What will Paramount's Warner Bros. takeover mean?
A major industry consolidation with immediate fallout
Paramount’s successful bid to take control of Warner Bros. Discovery completes one of the biggest studio consolidations in recent memory. The deal, reported in the press at roughly $110–$111 billion, shifts a massive catalog of films, TV shows, and linear channels into Paramount’s orbit and signals a fresh phase of consolidation in Hollywood.
Executives and employees are already bracing for consequences. Multiple reports tied to the transaction warned that the terms are likely to trigger thousands of layoffs across legacy divisions: combining two global studio operations inevitably creates duplicate teams in production, distribution, marketing and corporate functions. Senior leaders have moved quickly to manage morale — company statements and internal messages aimed to reassure staff even as media outlets and analysts flagged the prospect of widescale restructuring.
What this will change for the business
- Cost structure and staffing: expect rapid cuts and reorganizations as executives seek to capture merger synergies.
- Channel and streaming strategy: Paramount gains control of dozens of linear channels and the Warner library, which creates both opportunities to re-bundle content and pressure to rationalize underperforming outlets.
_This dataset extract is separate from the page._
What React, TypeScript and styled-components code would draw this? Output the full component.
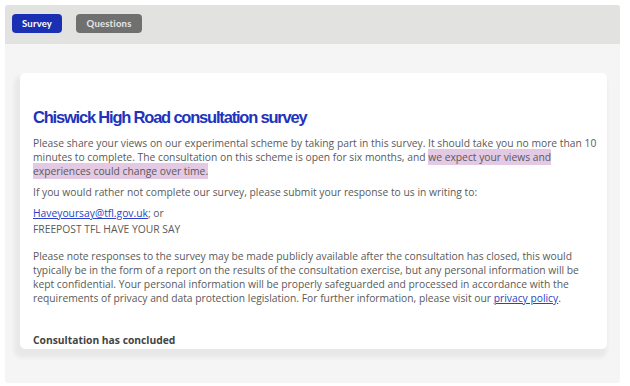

- Distribution and release plans: theatrical windows, streaming windows, and platform placement could shift as the combined company prioritizes where big titles live.
What remains unclear
It’s still unclear exactly which teams or channels will be cut and how quickly the workforce reductions will be executed. Details about how Paramount will integrate Warner’s existing deals with third-party streamers and international partners remain to be confirmed.
Why it matters
The deal reshapes the competitive map: by owning Warner’s valuable IP and distribution channels, Paramount suddenly controls a much bigger library and scale advantage at a time when streaming consolidation and theatrical strategy are central to studio survival. That could mean more aggressive bundling, fewer independent production slates, and a fast-moving shake-up across cable, streaming and Hollywood employment in the months ahead.